Mid Fidelity Wireframes

Getting closer to a finished product and with incredible amounts of pressure to finish up in time for our deadline, we began developing our product in mid fidelity on Figma. 

Splash Screen/sign up




Home Screen


Search/Compare prices

Users can make any changes to an existing menu or create a new one. 



Chat/video chat professional


View Past, Current and Future projects/pros


Complete Point-of-sale


5. Test

Usability Testing

9 usability tests were conducted for the House 2 Home application prototype. Usability testing sessions were held remotely over Zoom where the user’s interactions with the product were recorded. The facilitators conducted the test providing a link to the House 2 Home Invision prototype and were asked to complete 9 different tasks aiming to solve the problem statement.

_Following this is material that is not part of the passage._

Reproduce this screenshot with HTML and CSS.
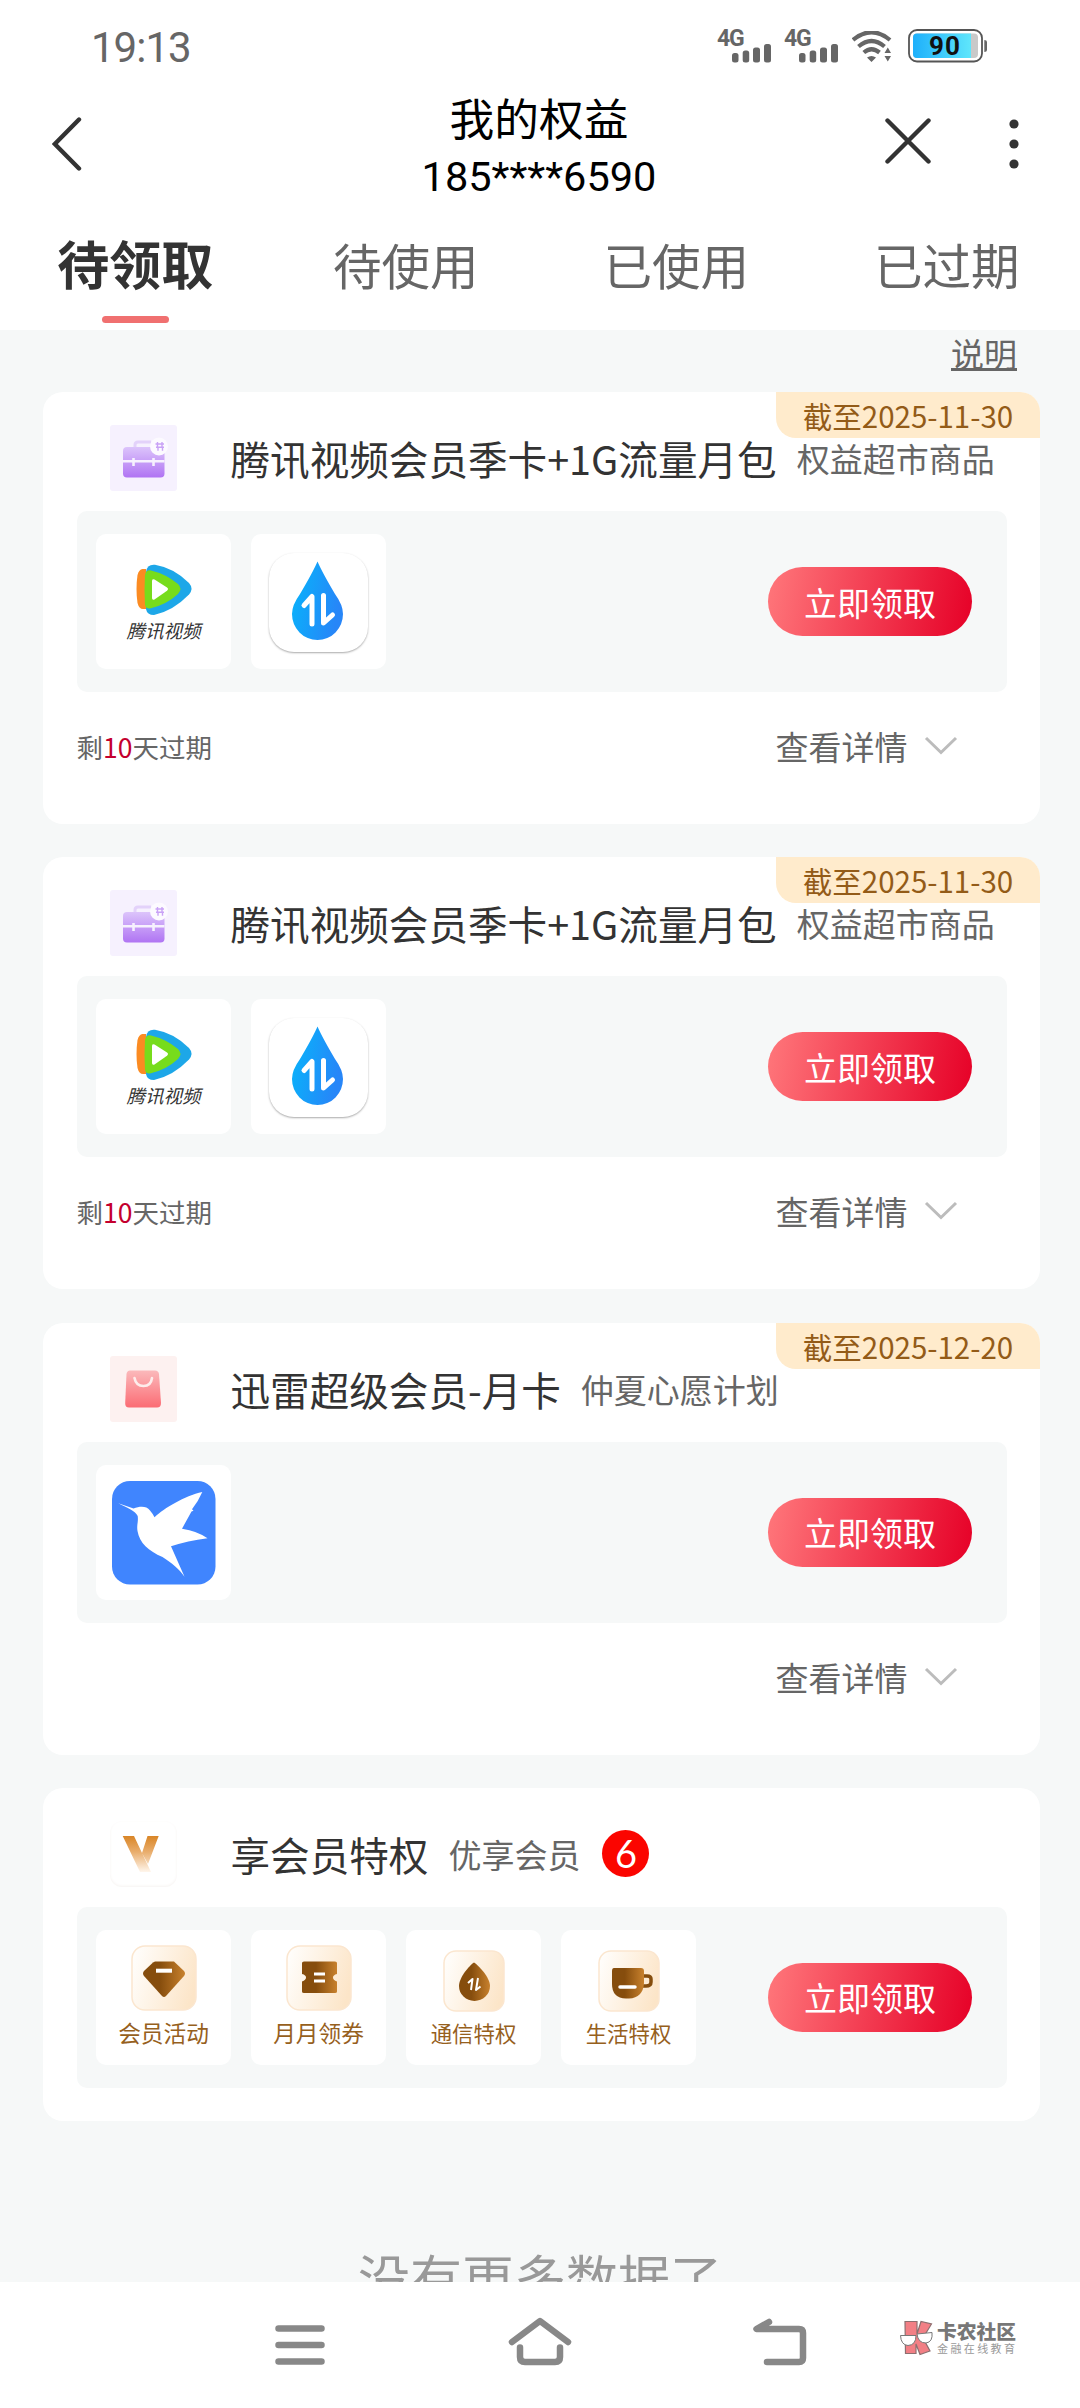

The primary focus of the tests were to assess:

  •  Navigability

  • Organization

  • Appeal

  • Functionality

The test consisted of 8 participants ranging from the ages of 23 to 34. They were tested remotely via zoom by one moderator and asked to complete 9 tasks on an Invision prototype.

A deep dive into the specifics of these usability tests can be found in the Usability test report. 

Findings and Recommendations

  • User found it inconvenient navigating back to the profile page after going to messages from the company profile
  • User’s were confused about bottom navigation and recommended labeling each icon.
  • User also recommended changing the explore icon to a home icon for less confusion
  • User recommended adding a GPS feature to track the professional before they arrived to your house
  • User recommended to add the service hours in the invoice to better track the hours worked
  • User recommends to add Google Pay to the list of payment options
  • Users often take different paths to find things. Offering multiple alternatives to find what they are looking for will help.